Team owners include business people, former ball players, pastors, attorneys and a former college basketball player’s grandmother, Newman said.
“We created a business plan that makes the operation of a team not only affordable, but revenue driven, rather than capital driven,” Newman said.
“Then we’ll hope owners execute that plan. And that’s probably the most difficult part. Some do it beautifully and are successful. Some don’t.”
Patterson has been a good owner, Newman said, “but it is their first year so they need to understand how important it is to establish relationships. They have a lot of work to do.”
Most of the players are picked from local talent: those who played in area colleges but didn’t get drafted or picked up by pro teams overseas.
“Virginia has excellent colleges and excellent players, so it’s not difficult to put together a good team,” Newman said.
Games are played on the weekends and are within a few hours drive of the team’s home base. And there’s a reason for that.
“Most players live at home and have jobs. We can’t have a league and have road trips where they miss work,” Newman said.
The Richmond Elite’s roster includes Brandon Rozzell, who played on VCU’s Final Four team last season.
The team is 11-4 and is ranked in the ABA’s top 24. Games run from November through March.
Patterson hired George Lancaster from Highland Springs to run the team.
Its first home game, at Highland Springs High School in November, drew between 600 and 700 people.

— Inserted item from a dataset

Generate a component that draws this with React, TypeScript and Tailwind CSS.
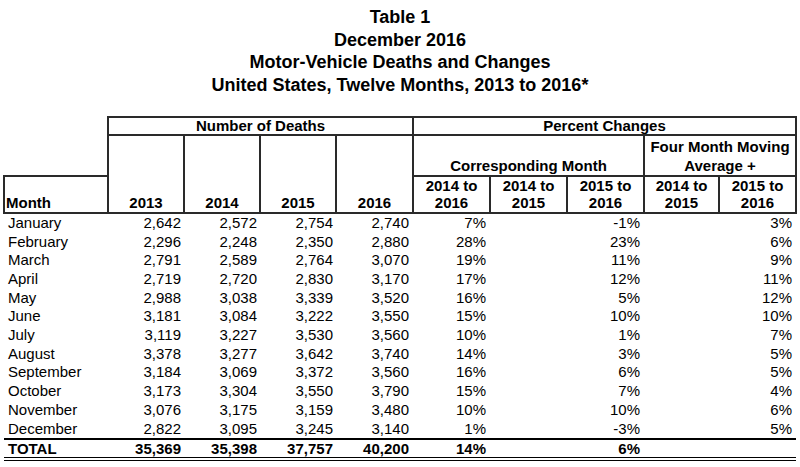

Attendance averages between 300 and 400, Patterson said.
Patterson would not share player salaries, revenue figures or profit projections.
“I just know that it has been a challenge,” she said. “Any business starting off is a challenge.”
The team makes money from ticket and merchandise sales and fundraising events. It is working on landing corporate sponsorships and possibly looking at a deal to get some of the games broadcast on local cable TV, Patterson said.
“We do a little bit of everything to bring in money,” Patterson said. “We’re here to stay.”